Law and Economics views the operation of private and public law as complementary, best seen as two aspects of a joint mechanism to guide actors in their environmental behaviours. This is a mechanism design technique from game theory, often referred to in popular press as ‘smart mixes'. Liability rules have their limits. Perhaps most noteworthy is that you have no case until you are already injured, thus civil liability rules are not optimal. Public regulations can monitor behaviour prior to an accident. Public regulation has a more diverse set of governance tools, including criminal law and incarceration. Public regulation is not free from its own problems. Agency capture and deflection of regulatory drafting are major concerns. Private regulatory mechanisms are programmess wherein public authorities design mechanisms that engage several private parties, all related to the environmentally risky activity, to create new interactions that both reveal more data and alter private behaviour to align with public regulatory goals. The story of environmental Law and Economics is not a tale in defence of private law rights against public law regulation, but rather a harmonious tale of two systems that can be integrated to function as a more effective and efficient whole.
Insurance has two basic theoretical motivations. First, for those parties holding a risky asset to purchase a commodity that reduces the overall expected risk of the two assets, being the original asset and the asset of the insurance policy. Insurance policies are available in various forms on the market, but two of the main types of policies for environmental accidents are first-party (damage to self and own assets) and third-party (damage to other parties and their assets) liability insurance. Moral hazard contains the idea that if you assume the risk for someone else, then they no longer face the costs of those risks and thus are more likely to undertake those risks. Market capacity to supply the necessary volume of insurance policies and to be able to pay them out when needed can be reinforced with several tools, including forms of co-insurance, reinsurance, and pooling. Again, it bears repeating that while some injuries, like a wrecked car, might be remedied by cash payouts, this is not often the case for material environmental injuries. Thus, the creation of moral hazard for environmental insurance policies, both first-party and third-party, is a serious concern.
This chapter is in many ways a chapter that reaches interesting abstractions on the nature of power, rights, and of constitutionalism, all in the interests of environmental law. We began with a discussion on Tiebout, who argued that when people with the same preferences cluster together in communities, that competition between local authorities will, under certain restrictive conditions, lead to allocative efficiency. This implies a market in jurisdictions and in states competing in public goods and services. Van den Bergh’s model forecasts a 'bottom up federalisation', wherein the default assumption is that the best level of governance is at the most local level available, unless it is otherwise demonstrable that the particular environmental issue cannot be sufficiently resolved at that level of government.
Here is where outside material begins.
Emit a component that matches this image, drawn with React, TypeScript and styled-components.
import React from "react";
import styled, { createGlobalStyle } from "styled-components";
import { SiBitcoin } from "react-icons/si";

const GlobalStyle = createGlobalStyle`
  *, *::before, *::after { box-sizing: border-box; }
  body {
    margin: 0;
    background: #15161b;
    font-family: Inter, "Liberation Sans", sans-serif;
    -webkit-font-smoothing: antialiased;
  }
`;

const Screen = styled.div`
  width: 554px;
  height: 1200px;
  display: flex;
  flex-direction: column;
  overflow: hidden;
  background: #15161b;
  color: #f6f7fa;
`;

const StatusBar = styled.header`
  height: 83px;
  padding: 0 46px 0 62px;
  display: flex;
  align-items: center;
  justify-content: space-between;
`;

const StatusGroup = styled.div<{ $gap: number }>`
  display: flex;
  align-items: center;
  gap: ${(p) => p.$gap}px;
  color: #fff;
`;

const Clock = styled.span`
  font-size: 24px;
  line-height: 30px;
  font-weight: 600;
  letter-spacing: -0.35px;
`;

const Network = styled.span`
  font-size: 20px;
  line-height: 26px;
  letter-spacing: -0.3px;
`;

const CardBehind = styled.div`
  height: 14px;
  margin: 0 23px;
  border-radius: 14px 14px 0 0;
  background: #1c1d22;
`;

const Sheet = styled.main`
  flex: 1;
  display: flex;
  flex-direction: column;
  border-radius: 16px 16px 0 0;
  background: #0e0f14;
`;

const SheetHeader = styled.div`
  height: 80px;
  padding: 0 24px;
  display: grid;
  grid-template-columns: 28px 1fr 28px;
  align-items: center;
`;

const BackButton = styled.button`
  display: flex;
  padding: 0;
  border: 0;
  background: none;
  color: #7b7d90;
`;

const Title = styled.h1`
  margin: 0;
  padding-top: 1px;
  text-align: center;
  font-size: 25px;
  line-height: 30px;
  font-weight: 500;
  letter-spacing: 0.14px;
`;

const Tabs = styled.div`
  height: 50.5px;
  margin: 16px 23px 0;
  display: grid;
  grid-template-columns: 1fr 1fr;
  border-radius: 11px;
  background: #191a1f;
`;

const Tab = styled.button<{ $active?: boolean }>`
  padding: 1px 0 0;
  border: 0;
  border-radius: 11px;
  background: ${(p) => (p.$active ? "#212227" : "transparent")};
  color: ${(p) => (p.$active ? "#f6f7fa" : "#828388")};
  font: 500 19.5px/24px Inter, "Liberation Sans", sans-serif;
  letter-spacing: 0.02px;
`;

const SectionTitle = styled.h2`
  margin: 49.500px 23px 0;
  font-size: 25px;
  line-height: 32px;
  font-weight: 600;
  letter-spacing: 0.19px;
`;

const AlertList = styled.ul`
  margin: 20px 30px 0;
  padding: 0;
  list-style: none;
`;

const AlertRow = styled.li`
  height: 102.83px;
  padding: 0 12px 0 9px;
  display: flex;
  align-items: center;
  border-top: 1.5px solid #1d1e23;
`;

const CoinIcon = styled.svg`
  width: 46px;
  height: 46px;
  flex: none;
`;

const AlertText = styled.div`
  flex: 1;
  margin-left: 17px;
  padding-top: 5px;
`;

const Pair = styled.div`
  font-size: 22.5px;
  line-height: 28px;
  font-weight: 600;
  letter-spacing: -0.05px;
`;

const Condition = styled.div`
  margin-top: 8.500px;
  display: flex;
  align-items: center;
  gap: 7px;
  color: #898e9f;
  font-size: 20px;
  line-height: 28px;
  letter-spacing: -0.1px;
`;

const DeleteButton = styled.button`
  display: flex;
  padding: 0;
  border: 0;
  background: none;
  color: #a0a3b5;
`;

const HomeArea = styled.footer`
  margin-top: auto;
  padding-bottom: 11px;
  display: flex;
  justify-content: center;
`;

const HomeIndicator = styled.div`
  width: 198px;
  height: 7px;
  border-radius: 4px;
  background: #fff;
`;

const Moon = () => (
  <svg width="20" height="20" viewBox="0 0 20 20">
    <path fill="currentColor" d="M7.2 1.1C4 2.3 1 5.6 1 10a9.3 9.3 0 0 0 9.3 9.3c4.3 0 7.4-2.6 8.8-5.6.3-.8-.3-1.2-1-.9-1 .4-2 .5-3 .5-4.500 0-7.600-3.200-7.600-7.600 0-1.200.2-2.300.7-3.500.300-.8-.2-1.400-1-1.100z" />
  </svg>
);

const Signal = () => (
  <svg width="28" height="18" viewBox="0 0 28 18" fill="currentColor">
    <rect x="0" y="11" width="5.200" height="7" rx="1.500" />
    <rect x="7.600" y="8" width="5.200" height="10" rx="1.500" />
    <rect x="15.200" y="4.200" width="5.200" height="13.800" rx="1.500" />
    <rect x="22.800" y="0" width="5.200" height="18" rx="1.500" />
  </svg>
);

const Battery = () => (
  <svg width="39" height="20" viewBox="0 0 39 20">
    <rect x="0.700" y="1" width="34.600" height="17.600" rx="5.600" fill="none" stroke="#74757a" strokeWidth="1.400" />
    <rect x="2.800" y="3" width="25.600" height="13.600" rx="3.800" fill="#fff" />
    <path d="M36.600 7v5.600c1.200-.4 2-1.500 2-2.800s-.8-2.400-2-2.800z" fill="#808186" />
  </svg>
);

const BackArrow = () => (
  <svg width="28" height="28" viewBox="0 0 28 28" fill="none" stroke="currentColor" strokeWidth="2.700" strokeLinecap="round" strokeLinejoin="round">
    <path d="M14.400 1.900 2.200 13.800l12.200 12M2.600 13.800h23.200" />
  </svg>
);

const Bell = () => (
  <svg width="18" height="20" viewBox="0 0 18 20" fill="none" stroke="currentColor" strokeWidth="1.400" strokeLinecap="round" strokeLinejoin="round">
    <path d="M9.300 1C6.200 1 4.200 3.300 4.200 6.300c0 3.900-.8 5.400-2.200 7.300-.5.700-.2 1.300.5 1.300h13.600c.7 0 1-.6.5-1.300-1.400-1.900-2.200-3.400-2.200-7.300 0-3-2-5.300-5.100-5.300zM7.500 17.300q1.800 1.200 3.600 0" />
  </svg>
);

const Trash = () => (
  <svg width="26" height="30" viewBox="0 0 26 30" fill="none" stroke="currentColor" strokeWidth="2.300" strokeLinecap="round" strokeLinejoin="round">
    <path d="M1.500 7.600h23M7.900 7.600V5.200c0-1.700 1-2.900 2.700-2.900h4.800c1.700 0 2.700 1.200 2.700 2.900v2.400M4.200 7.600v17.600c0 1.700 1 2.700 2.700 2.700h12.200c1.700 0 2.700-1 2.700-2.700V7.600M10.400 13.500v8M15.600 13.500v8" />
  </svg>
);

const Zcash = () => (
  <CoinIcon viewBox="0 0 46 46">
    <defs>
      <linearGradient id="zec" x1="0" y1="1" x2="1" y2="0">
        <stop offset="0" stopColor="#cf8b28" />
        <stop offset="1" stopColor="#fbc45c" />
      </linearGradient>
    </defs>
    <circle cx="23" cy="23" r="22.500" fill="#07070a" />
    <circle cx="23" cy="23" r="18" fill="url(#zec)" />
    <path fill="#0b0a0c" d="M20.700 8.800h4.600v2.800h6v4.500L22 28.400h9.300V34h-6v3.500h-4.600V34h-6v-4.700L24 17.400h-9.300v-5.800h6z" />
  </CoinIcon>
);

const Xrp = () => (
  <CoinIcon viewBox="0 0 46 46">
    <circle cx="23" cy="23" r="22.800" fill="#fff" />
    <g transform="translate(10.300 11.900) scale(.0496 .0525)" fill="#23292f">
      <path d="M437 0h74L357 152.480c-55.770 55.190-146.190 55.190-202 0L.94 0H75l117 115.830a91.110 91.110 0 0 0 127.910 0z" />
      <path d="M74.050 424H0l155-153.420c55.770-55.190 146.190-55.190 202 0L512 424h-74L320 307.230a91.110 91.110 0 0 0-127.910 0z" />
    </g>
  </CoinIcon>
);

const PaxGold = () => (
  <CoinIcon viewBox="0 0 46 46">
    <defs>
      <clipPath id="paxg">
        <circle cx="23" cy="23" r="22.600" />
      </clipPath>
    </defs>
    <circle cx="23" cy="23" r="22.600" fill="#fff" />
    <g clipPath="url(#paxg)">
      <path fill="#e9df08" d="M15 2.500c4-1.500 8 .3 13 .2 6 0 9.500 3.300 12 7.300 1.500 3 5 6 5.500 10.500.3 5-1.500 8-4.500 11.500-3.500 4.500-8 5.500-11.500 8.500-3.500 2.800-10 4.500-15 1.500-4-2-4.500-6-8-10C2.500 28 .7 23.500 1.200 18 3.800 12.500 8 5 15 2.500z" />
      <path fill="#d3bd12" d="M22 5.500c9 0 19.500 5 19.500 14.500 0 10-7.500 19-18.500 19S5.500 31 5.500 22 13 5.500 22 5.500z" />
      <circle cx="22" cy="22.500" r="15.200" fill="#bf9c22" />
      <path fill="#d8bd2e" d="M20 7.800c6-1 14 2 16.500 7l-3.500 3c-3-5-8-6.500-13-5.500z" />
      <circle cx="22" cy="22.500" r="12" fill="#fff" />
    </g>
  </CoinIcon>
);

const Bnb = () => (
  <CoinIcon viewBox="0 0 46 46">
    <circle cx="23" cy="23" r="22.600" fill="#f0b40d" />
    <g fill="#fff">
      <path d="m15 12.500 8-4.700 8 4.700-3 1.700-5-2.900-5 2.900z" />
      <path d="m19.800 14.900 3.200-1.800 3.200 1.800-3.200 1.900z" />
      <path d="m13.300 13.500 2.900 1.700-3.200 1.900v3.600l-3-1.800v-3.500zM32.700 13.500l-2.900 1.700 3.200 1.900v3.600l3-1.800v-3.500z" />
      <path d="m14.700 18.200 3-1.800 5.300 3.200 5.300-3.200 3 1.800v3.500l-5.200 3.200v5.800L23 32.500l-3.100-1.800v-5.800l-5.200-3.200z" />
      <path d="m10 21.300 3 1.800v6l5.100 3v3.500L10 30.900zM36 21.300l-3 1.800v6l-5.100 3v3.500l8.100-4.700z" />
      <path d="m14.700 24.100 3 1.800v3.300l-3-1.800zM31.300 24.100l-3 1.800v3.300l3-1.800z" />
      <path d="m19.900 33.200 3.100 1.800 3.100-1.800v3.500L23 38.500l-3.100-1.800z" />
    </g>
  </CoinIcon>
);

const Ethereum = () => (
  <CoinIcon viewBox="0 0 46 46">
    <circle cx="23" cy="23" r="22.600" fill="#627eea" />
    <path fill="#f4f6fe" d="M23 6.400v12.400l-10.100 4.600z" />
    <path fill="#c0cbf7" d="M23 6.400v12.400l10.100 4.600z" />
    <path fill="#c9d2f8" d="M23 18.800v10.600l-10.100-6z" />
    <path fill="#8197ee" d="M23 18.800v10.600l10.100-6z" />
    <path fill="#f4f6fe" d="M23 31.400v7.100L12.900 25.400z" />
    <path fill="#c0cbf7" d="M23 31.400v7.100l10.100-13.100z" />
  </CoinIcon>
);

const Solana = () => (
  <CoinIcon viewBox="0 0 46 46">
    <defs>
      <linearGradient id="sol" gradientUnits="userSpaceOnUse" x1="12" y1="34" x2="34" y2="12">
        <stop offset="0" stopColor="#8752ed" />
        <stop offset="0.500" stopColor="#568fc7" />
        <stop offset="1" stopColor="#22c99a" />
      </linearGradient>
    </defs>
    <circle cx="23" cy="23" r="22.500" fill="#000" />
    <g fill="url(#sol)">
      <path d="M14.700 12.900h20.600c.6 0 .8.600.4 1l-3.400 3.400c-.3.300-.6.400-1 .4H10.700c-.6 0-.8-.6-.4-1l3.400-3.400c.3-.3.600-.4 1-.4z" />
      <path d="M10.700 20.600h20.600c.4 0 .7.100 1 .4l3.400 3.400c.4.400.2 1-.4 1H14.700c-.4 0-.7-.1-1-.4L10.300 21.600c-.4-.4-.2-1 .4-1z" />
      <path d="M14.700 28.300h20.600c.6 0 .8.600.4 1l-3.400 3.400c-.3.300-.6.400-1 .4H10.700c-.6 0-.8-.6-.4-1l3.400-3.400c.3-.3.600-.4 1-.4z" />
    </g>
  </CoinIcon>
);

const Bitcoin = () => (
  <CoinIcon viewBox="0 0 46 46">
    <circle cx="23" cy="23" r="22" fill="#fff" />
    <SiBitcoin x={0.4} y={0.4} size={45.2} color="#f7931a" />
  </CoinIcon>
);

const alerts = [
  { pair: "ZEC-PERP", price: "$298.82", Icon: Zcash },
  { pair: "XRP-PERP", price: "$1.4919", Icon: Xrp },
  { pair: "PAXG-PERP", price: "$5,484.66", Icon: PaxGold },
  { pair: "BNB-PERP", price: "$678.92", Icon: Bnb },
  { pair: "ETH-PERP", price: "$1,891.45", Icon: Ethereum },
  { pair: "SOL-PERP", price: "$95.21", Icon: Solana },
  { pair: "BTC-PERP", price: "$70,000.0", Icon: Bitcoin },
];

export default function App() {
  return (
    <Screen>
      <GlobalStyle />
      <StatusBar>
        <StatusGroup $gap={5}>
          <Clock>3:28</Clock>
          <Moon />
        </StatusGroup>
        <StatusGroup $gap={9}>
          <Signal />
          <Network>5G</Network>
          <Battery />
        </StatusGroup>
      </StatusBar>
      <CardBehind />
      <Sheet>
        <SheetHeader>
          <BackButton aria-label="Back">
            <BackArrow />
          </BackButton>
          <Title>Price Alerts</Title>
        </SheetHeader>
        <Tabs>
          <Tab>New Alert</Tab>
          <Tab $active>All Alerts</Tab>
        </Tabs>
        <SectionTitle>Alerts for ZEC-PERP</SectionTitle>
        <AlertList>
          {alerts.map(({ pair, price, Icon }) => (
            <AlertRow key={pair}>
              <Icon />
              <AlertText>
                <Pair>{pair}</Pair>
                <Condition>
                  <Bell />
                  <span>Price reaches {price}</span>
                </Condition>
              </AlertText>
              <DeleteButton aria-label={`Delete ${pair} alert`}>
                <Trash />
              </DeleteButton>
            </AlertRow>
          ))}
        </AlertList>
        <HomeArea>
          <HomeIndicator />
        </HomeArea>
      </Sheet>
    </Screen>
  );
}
Another point that we addressed is the issue of centralisation, of whether all actors should be required to comply with a singular jurisdiction-wide regulatory requirement to prevent an environmental problem (centralisation), or, should they be allowed to individually discover their own most efficient method of preventing the environmental problem (decentralisation).
This chapter on standard setting began by exploring the differences between legal and economic notions of standards and what standard setting means in both research disciplines. We then further clarified the legal concept for environmental law, wherein we set out three forms of standards to be set: (i) target standards, such as or ambient quality standards; (ii) emission standards, and (iii) production or specification standards. We then discussed optimal standard setting and we reviewed cultural relativity, that different cultural communities might place various environmental goals in different priorities. Standard setting is clearly at the heart of environmental law -- to set environmental goals, predicated on community preferences, to better achieve desired levels of environmental welfare or services. But the task of standard setting is both as complex as the set of environmental challenges facing a community as it is complicated by the particular goals desired in diverse communities. Standard setting is then also a question of ‘environmental federalism; the guidelines for setting standards for local injuries and global injuries might differ substantially.
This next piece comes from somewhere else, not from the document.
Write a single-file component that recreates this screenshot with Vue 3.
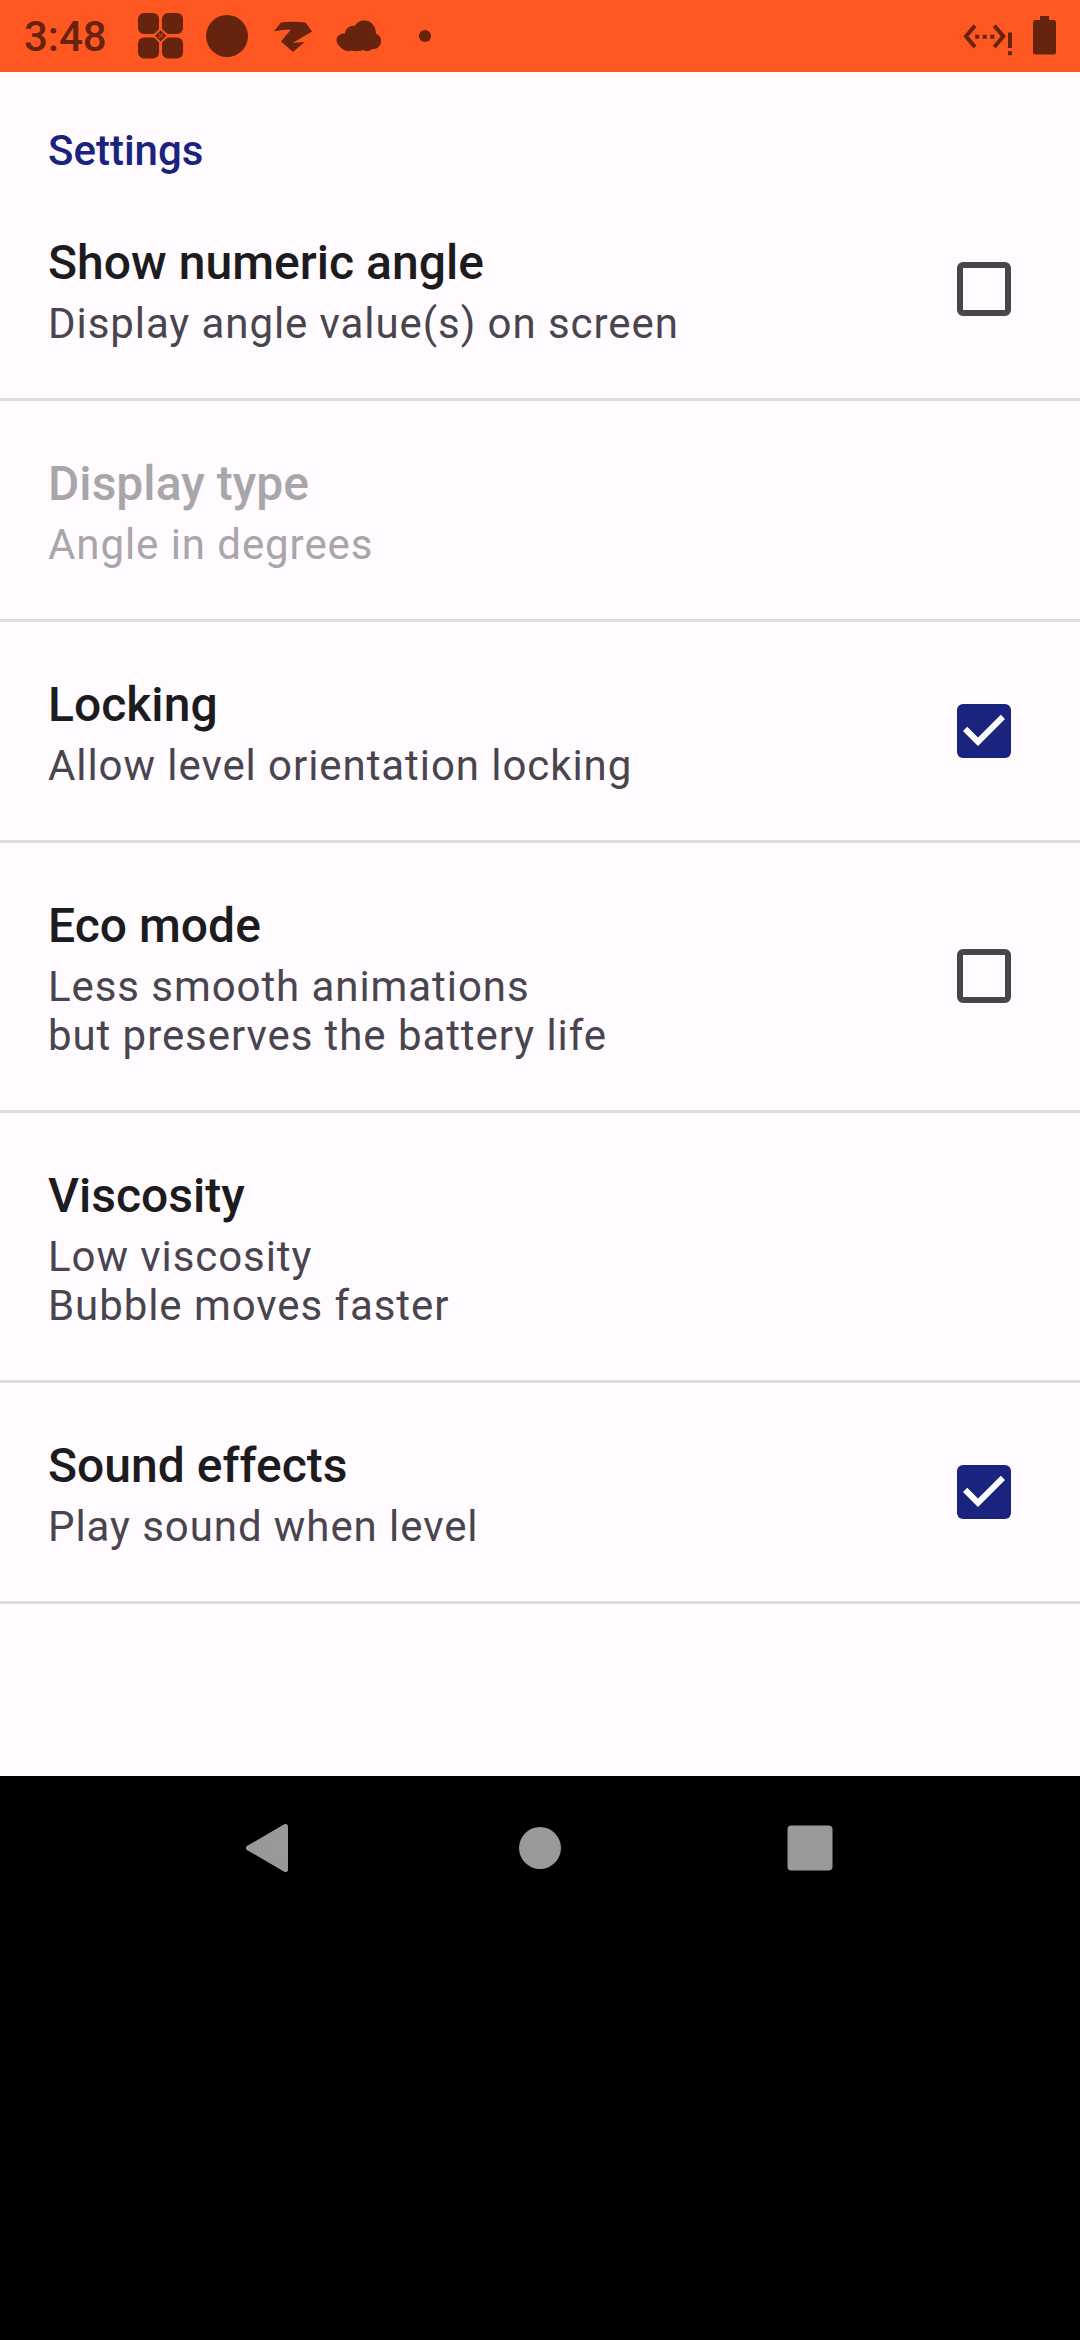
<script setup>
import { ref } from 'vue'

const items = ref([
  { title: 'Show numeric angle', summary: ['Display angle value(s) on screen'], checked: false },
  { title: 'Display type', summary: ['Angle in degrees'], disabled: true },
  { title: 'Locking', summary: ['Allow level orientation locking'], checked: true },
  { title: 'Eco mode', summary: ['Less smooth animations', 'but preserves the battery life'], checked: false },
  { title: 'Viscosity', summary: ['Low viscosity', 'Bubble moves faster'] },
  { title: 'Sound effects', summary: ['Play sound when level'], checked: true },
])

function toggle(item) {
  if (item.checked !== undefined) item.checked = !item.checked
}
</script>

<template>
  <div class="screen">
    <header class="status">
      <span class="clock">3:48</span>
      <svg class="notifications" width="320" height="72" viewBox="130 0 320 72">
        <rect x="138" y="13" width="21" height="21" rx="6" />
        <rect x="162" y="13" width="21" height="21" rx="6" />
        <rect x="138" y="37.500" width="21" height="21" rx="6" />
        <rect x="162" y="37.500" width="21" height="21" rx="6" />
        <path class="gap" d="M160.700 27.500 169 35.800 160.700 44.100 152.400 35.800Z" />
        <path d="M160.700 30.200 166.300 35.800 160.700 41.400 155.100 35.800Z" />
        <path class="cross" d="M158.500 33.600 162.900 38M162.900 33.600 158.500 38" />
        <circle cx="227" cy="36" r="21" />
        <path d="M281 22.500Q293 21 305.500 22.500L312 31.500 292.500 43 304.500 42 293 52 281 41.500 291 29.500Q282 29.500 274 31.200Z" />
        <path d="M345 50.500C340 48 336 43 336.500 39.500C337 35.500 341 33 345 33.500C345 29 350 25 354.500 26C358 21 361.500 20 365.500 20.500C371.500 21 376 27 376 33.500C379.500 35 381.500 38 381 42C380.500 46.500 377 49.500 372.500 49C369 51.500 366 51.500 363 50C360 51.500 354 51.500 351.500 50.500C349 51.500 347 51.500 345 50.500Z" />
        <circle cx="425" cy="36" r="6.100" />
      </svg>
      <svg class="system" width="110" height="72" viewBox="960 0 110 72">
        <path class="chevron" d="M975 25.700 966 36.300 975 47M994.300 25.700 1003.300 36.300 994.300 47" />
        <path d="M975.200 34.700h4v4h-4zM982.700 34.700h4v4h-4zM990.300 34.700h4v4h-4zM1008 32.500h4v15.500h-4zM1008 51.300h4v4h-4z" />
        <path d="M1040 16h9v4h4.500q2.500 0 2.500 2.500v29.500q0 2.500-2.500 2.500h-18q-2.500 0-2.500-2.500v-29.500q0-2.500 2.500-2.500h4.500z" />
      </svg>
    </header>

    <main class="settings">
      <h1 class="category">Settings</h1>
      <ul class="list">
        <li
          v-for="item in items"
          :key="item.title"
          class="row"
          :class="{ disabled: item.disabled }"
          @click="toggle(item)"
        >
          <div class="texts">
            <div class="title">{{ item.title }}</div>
            <div v-for="line in item.summary" :key="line" class="summary">{{ line }}</div>
          </div>
          <span v-if="item.checked !== undefined" class="box" :class="{ checked: item.checked }">
            <svg v-if="item.checked" width="54" height="54" viewBox="3 3 18 18">
              <path d="M10 17l-5-5 1.410-1.410L10 14.170l7.590-7.590L19 8z" />
            </svg>
          </span>
        </li>
      </ul>
    </main>

    <nav class="navbar">
      <svg width="60" height="60" viewBox="0 0 60 60">
        <path class="back" d="M8.500 30 45.500 8.500V51.500Z" />
      </svg>
      <svg width="60" height="60" viewBox="0 0 60 60"><circle cx="30" cy="30" r="21" /></svg>
      <svg width="60" height="60" viewBox="0 0 60 60"><rect x="7.500" y="7.500" width="45" height="45" rx="4" /></svg>
    </nav>
  </div>
</template>

<style>
body {
  margin: 0;
  background: #000;
}
</style>

<style scoped>
.screen {
  width: 1080px;
  height: 2340px;
  display: flex;
  flex-direction: column;
  background: #000;
  font-family: Roboto, sans-serif;
}
svg {
  display: block;
}
.status {
  height: 72px;
  display: flex;
  background: #ff5722;
  color: #66230e;
  fill: #66230e;
}
.clock {
  width: 106px;
  padding-left: 24px;
  font-size: 42px;
  font-weight: 500;
  line-height: 74px;
}
.gap {
  fill: #ff5722;
}
.cross {
  stroke: #b83f18;
  stroke-width: 1.5;
}
.notifications {
  margin-right: auto;
}
.system {
  margin-right: 10px;
}
.chevron {
  fill: none;
  stroke: #66230e;
  stroke-width: 4;
}
.settings {
  height: 1704px;
  background: #fffbff;
}
.category {
  height: 108px;
  margin: 0;
  padding-left: 48px;
  box-sizing: border-box;
  padding-top: 54px;
  color: #1a237e;
  font-size: 42px;
  font-weight: 500;
  line-height: 49px;
}
.list {
  margin: 0;
  padding: 0;
  list-style: none;
}
.row {
  display: flex;
  justify-content: space-between;
  align-items: center;
  padding: 0 69px 0 48px;
  border-bottom: 3px solid #e0dbdf;
}
.texts {
  padding: 55px 0 50px;
}
.title {
  margin-bottom: 8px;
  color: #1c1b1e;
  font-size: 48px;
  font-weight: 500;
  line-height: 56px;
  letter-spacing: 0.03px;
}
.summary {
  color: #49454e;
  font-size: 42px;
  line-height: 49px;
  letter-spacing: 0.93px;
}
.disabled .title {
  color: #a9a6aa;
}
.disabled .summary {
  color: #a9a5aa;
}
.box {
  width: 54px;
  height: 54px;
  margin-bottom: 1px;
  box-sizing: border-box;
  border: 6px solid #49454e;
  border-radius: 6px;
}
.box.checked {
  border: 0;
  background: #1a237e;
  fill: #fff;
}
.navbar {
  height: 144px;
  display: flex;
  justify-content: center;
  align-items: center;
  gap: 210px;
  fill: #999;
}
.back {
  stroke: #999;
  stroke-width: 5;
  stroke-linejoin: round;
}
</style>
This chapter covered financial tools beyond conventional insurance, to cover self-insurance, risk-sharing agreements, forms of deposits, and various types of compensation funds. The common element is that the capital either remains solely with the actor or remains closer to the actor, so they are less costly on capital budgets. Self-insurance meant to book a financial reserve to cover certain future risks. In the late 1970s, the term began to include the concept of ‘captives,’ wherein a company owns its own insurance agency and write its own policies. Risk-sharing agreements are contractual agreements between similarly placed firms to agree to pay-up in capital, based on a pre-agreed ratio, to cover any of the co-parties’ capital needs to cover emergencies and damages. Various forms of deposits and guarantees involve a third party holding the capital of the risky first party until a certain event or time period has been successfully reached; however, this type of structure can create substantial moral hazards. Compensation funds can be created in two basic manners, the first is to have the actor pay while undertaking the risky activity in some form, while the second is to have public funds cover the cost of the funds.
The Law and Economics literature details how information can be generated from legal rules drawn from both private and public spheres; designing legal rules to become more effective in creating useful information to improve both private and public decision making. We examined the market-based tool known as marketable emission permits or as tradable permits. The ability to sell permits does provide incentives if holders of permits can find greener solutions at prices attractive enough to sell off their permits. Pigou advocated for placing taxes on activities that led to negative externalities; that by carefully adding tax costs to the activity so that the marginal costs could become accurate, fully reflective of the externalities. Coase’s analysis of transaction costs complicates the question of against whom should the taxes be levied. Taxing activities that could give rise to environmental injuries must carefully understand the relative elasticities of demand to ensure that the tax will actually fall on the correct party and thus create the correct incentives. In conclusion, we found that market-based instruments worked best alongside more traditional forms of public regulation, that market-based instruments are not robustly implemented as a stand-alone alternative to traditional forms of public regulation.